France, which currently holds the rotating presidency of the Council of the European Union, is planning to hold an informal meeting for EU foreign and defense ministers on Thursday and Friday, January 13-14. Euractiv claims that nearly 8,000 people in Kazakhstan have been detained in the disturbances so far.

The protests erupted after Kazakh authorities lifted the officially-set price of liquified natural gas, which nearly doubled within a short period of time.

The government eventually resigned over the issue, but the protests have not subsided. Protesters are also demanding the departure of Nursultan Nazarbayev, who ruled the country in a “soft” dictatorship structure for three decades until his resignation in 2019, but has continued to wield enormous influence.

President Kassym-Jomart Tokayev has requested and received military assistance from the Collective Security Treaty Organization, a group of post-Soviet states led by Russia.
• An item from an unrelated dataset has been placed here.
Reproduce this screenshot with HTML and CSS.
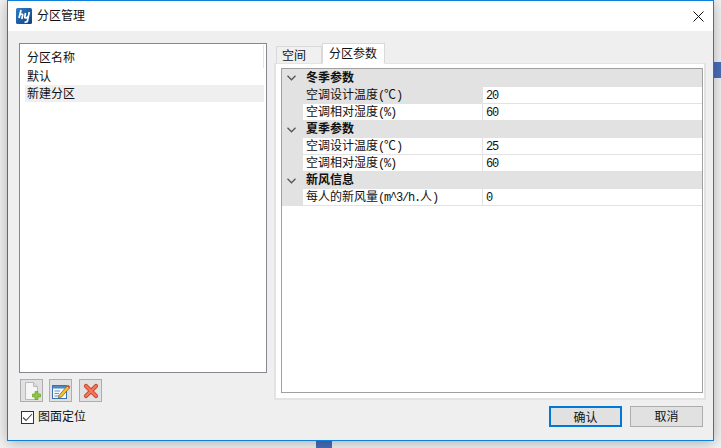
FILE: index.html
```html
<!DOCTYPE html>
<html lang="zh-CN">
<head>
  <meta charset="UTF-8">
  <title>分区管理</title>
  <link rel="stylesheet" href="styles.css">
</head>
<body>
  <div class="mark mark-right"></div>
  <div class="mark mark-bottom"></div>

  <div class="dialog">
    <div class="titlebar">
      <svg class="logo" width="16" height="16" viewBox="0 0 16 16">
        <defs>
          <linearGradient id="logoFill" x1="0" y1="0" x2="1" y2="1">
            <stop offset="0" stop-color="#2f7fc8"/>
            <stop offset="1" stop-color="#0d3f80"/>
          </linearGradient>
        </defs>
        <rect width="16" height="16" rx="1.5" fill="url(#logoFill)"/>
        <path d="M5 2 L3 10 M3.6 7.5 C5 5.5 7 5.5 6.6 7.5 L5.8 11" fill="none" stroke="#fff" stroke-width="1.7"/>
        <path d="M9.5 5 L8.8 9 C8.6 10.5 11 10.2 12 8.5 M13.3 4 L11.3 13.5 L8.5 14.5" fill="none" stroke="#fff" stroke-width="1.7"/>
      </svg>
      <span class="title">分区管理</span>
      <svg class="close" width="11" height="11" viewBox="0 0 11 11">
        <path d="M0.5 0.5 L10.5 10.5 M10.5 0.5 L0.5 10.5" stroke="#111" stroke-width="1"/>
      </svg>
    </div>

    <div class="content">
      <div class="left">
        <div class="list">
          <div class="list-head">分区名称</div>
          <div class="list-row">默认</div>
          <div class="list-row selected">新建分区</div>
        </div>
        <div class="tools">
          <button class="tool">
            <svg width="18" height="20" viewBox="0 0 18 20">
              <path d="M2.5 1.5 H10.5 L14.5 5.5 V18.5 H2.5 Z" fill="#f6f6f6" stroke="#b9b9b9"/>
              <path d="M10.5 1.5 V5.5 H14.5" fill="#ddd" stroke="#b9b9b9"/>
              <path d="M12 10.5 H15 V13 H17.5 V16 H15 V18.5 H12 V16 H9.5 V13 H12 Z" fill="#8cc63f" stroke="#5f9a1e" stroke-width="0.6"/>
            </svg>
          </button>
          <button class="tool">
            <svg width="20" height="18" viewBox="0 0 20 18">
              <rect x="1.5" y="3.5" width="14" height="13" fill="#f4f8fd" stroke="#3f6fae"/>
              <rect x="2" y="4" width="13" height="2.5" fill="#4f86c6"/>
              <path d="M3.5 9 H9 M3.5 11.5 H8 M3.5 14 H9" stroke="#6f93bf"/>
              <path d="M8 13.5 L16 4 L18.5 6 L10.5 15 L7.5 16 Z" fill="#f2c230" stroke="#6d5a20" stroke-width="0.7"/>
              <path d="M16 4 L17 2.8 L19.3 4.8 L18.5 6 Z" fill="#c9473a"/>
            </svg>
          </button>
          <button class="tool">
            <svg width="16" height="16" viewBox="0 0 16 16">
              <path d="M3 3 L13 13 M13 3 L3 13" stroke="#c8452c" stroke-width="4.2" stroke-linecap="round"/>
              <path d="M3 3 L13 13 M13 3 L3 13" stroke="#f4775a" stroke-width="2.4" stroke-linecap="round"/>
            </svg>
          </button>
        </div>
        <label class="check">
          <span class="box">
            <svg width="11" height="9" viewBox="0 0 11 9">
              <path d="M1 4.5 L4 7.5 L10 1" fill="none" stroke="#444" stroke-width="1.1"/>
            </svg>
          </span>
          <span class="check-text">图面定位</span>
        </label>
      </div>

      <div class="right">
        <div class="tabs">
          <div class="tab">空间</div>
          <div class="tab active">分区参数</div>
        </div>
        <div class="panel">
          <div class="grid">
            <div class="group">
              <svg class="chevron" width="9" height="6" viewBox="0 0 9 6"><path d="M0.5 0.8 L4.5 4.8 L8.5 0.8" fill="none" stroke="#555" stroke-width="1.3"/></svg>
              冬季参数
            </div>
            <div class="row current"><div class="name">空调设计温度<span class="latin">(</span>℃<span class="latin">)</span></div><div class="value"><span class="latin">20</span></div></div>
            <div class="row"><div class="name">空调相对湿度<span class="latin">(%)</span></div><div class="value"><span class="latin">60</span></div></div>
            <div class="group">
              <svg class="chevron" width="9" height="6" viewBox="0 0 9 6"><path d="M0.5 0.8 L4.5 4.8 L8.5 0.8" fill="none" stroke="#555" stroke-width="1.3"/></svg>
              夏季参数
            </div>
            <div class="row"><div class="name">空调设计温度<span class="latin">(</span>℃<span class="latin">)</span></div><div class="value"><span class="latin">25</span></div></div>
            <div class="row"><div class="name">空调相对湿度<span class="latin">(%)</span></div><div class="value"><span class="latin">60</span></div></div>
            <div class="group">
              <svg class="chevron" width="9" height="6" viewBox="0 0 9 6"><path d="M0.5 0.8 L4.5 4.8 L8.5 0.8" fill="none" stroke="#555" stroke-width="1.3"/></svg>
              新风信息
            </div>
            <div class="row"><div class="name">每人的新风量<span class="latin">(m^3/h.</span>人<span class="latin">)</span></div><div class="value"><span class="latin">0</span></div></div>
          </div>
        </div>
        <div class="footer">
          <button class="btn primary">确认</button>
          <button class="btn">取消</button>
        </div>
      </div>
    </div>
  </div>
</body>
</html>
```

FILE: styles.css
```css
html, body {
  margin: 0;
  padding: 0;
}
body {
  position: relative;
  width: 721px;
  height: 448px;
  overflow: hidden;
  background: #f4f4f4;
  font-family: "Noto Sans CJK SC", "Liberation Sans", sans-serif;
  font-size: 12px;
  color: #111;
}
.mark {
  position: absolute;
  background: #4a6fbd;
}
.mark-right {
  left: 714px;
  top: 62px;
  width: 7px;
  height: 16px;
}
.mark-bottom {
  left: 316px;
  top: 441px;
  width: 16px;
  height: 7px;
}
.dialog {
  position: relative;
  box-sizing: border-box;
  width: 707px;
  height: 441px;
  margin-left: 7px;
  border: 1px solid #0f7fd8;
  background: #efefef;
  box-shadow: 0 2px 14px rgba(0, 0, 0, 0.3);
  display: flex;
  flex-direction: column;
}
.titlebar {
  height: 30px;
  flex: none;
  background: #fff;
  display: flex;
  align-items: center;
  padding: 0 9px 0 8px;
}
.logo {
  margin-right: 5px;
}
.title {
  flex: 1;
  line-height: 28px;
  margin-bottom: 2px;
}
.content {
  flex: 1;
  display: flex;
  gap: 7px;
  padding: 12px 7px 0 11px;
}
.left {
  width: 248px;
  display: flex;
  flex-direction: column;
}
.list {
  box-sizing: border-box;
  height: 330px;
  border: 1px solid #87878f;
  background: #fff;
  padding: 1px 1px 0 5px;
}
.list-head {
  height: 23px;
  line-height: 24px;
  padding-left: 2px;
  border-right: 1px solid #e4e4e4;
  margin-right: 1px;
}
.list-row {
  height: 17px;
  line-height: 16px;
  padding-left: 2px;
  margin-right: 1px;
}
.selected {
  background: #efefef;
}
.tools {
  display: flex;
  gap: 6px;
  margin: 6px 0 0 1px;
}
.tools .tool:last-child {
  margin-left: 1px;
}
.tool {
  box-sizing: border-box;
  width: 23px;
  height: 23px;
  padding: 0;
  border: 1px solid #adadad;
  background: #e1e1e1;
  display: flex;
  align-items: center;
  justify-content: center;
}
.check {
  display: flex;
  align-items: center;
  gap: 4px;
  margin: 7px 0 0 2px;
  height: 17px;
}
.check-text {
  margin-bottom: 4px;
}
.box {
  box-sizing: border-box;
  width: 13px;
  height: 13px;
  border: 1px solid #333;
  background: #fff;
  display: flex;
  align-items: center;
  justify-content: center;
}
.right {
  flex: 1;
  display: flex;
  flex-direction: column;
}
.tabs {
  display: flex;
  align-items: flex-end;
  height: 21px;
  padding-left: 2px;
  position: relative;
  z-index: 1;
  margin-bottom: -1px;
}
.tab {
  box-sizing: border-box;
  width: 46px;
  height: 18px;
  line-height: 16px;
  padding-left: 5px;
  border: 1px solid #d9d9d9;
  border-bottom: 1px solid #e3e3e3;
  background: #f0f0f0;
}
.tab.active {
  width: 63px;
  height: 21px;
  line-height: 17px;
  padding-left: 6px;
  background: #fff;
  border-bottom: 1px solid #fff;
}
.panel {
  box-sizing: border-box;
  height: 337px;
  border: 2px solid #e3e3e3;
  border-top-width: 1px;
  background: #fff;
  padding: 4px 1px 5px 5px;
}
.grid {
  box-sizing: border-box;
  height: 100%;
  border: 1px solid #a0a0a0;
  background: #fff;
}
.group {
  box-sizing: border-box;
  height: 17px;
  padding: 0 0 4px 5px;
  background: #e2e2e2;
  font-weight: 700;
  display: flex;
  align-items: center;
}
.group:first-child {
  height: 18px;
}
.chevron {
  margin: 4px 10px 0 0;
}
.row {
  box-sizing: border-box;
  height: 17px;
  line-height: 13px;
  display: flex;
  margin-left: 21px;
  border-bottom: 1px solid #e2e2e2;
  box-shadow: -21px 0 0 #e2e2e2;
}
.name {
  box-sizing: border-box;
  width: 179px;
  padding-left: 3px;
  white-space: nowrap;
}
.current .name {
  background: #e2e2e2;
}
.value {
  flex: 1;
  padding-left: 3px;
  border-left: 1px solid #e2e2e2;
}
.latin {
  font-family: "Liberation Mono", monospace;
  letter-spacing: -1.2px;
}
.footer {
  display: flex;
  justify-content: flex-end;
  gap: 8px;
  margin-top: 6px;
  padding-right: 3px;
}
.btn {
  box-sizing: border-box;
  width: 73px;
  height: 21px;
  padding: 0 0 6px;
  border: 1px solid #adadad;
  background: #e1e1e1;
  font: inherit;
  color: #111;
}
.btn.primary {
  border: 2px solid #0078d7;
}
```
Tokayev also took over the leadership of the security council from Nazarbayev, who has reportedly fled Kazakhstan with his family, although he himself announced through his press secretary that he was still in Kazakhstan’s capital, Nur-Sultan.

Szijjártó May View the Situation Differently From Other EU Foreign Ministers

The official Kazakh position is that the violent demonstrations were a result of “bandits” and “foreign terrorists” who stormed the country, taking over buildings and setting them on fire. According to reports, President Tokayev ordered the Kazakh army to fire at will on the protesters on Friday.

EU foreign ministers, however, are more likely to view the Kazakh situation as a violent crackdown on protesters holding legitimate grievances, but at least one of them appears to prefer the official Kazah version of events.

Hungarian Foreign Minister Péter Szijjártó, who received an honorary doctorate from the Gumilyov Eurasian National University of Nur-Sultan in April 2020, took to Facebook on Monday in a video to give an update on the status of getting Hungarians out of the Central European nation. He stated that the Russians had already evacuated six persons, who the Hungarian Defense Forces will bring home from Russia.

But Szijjártó also spoke on the nature of the protests themselves, saying in the video that protesters had attempted to “overthrow the constitutional order in Kazakhstan,” and was a “well-coordinated attack on the Kazakh state itself.”

The Foreign Minister also said that the Hungarian Prime Minister had spoken to President Tokayev, expressed his sympathy to him, and offered Hungary’s help.

Before the EU meeting, Szijjártó will take part in a separate meeting on the situation in Kazakhstan today. According to Szijjártó, foreign ministers from the Organization of Turkic States will have a video conference on the matter, and the Foreign Minister plans to represent Hungary as an observer.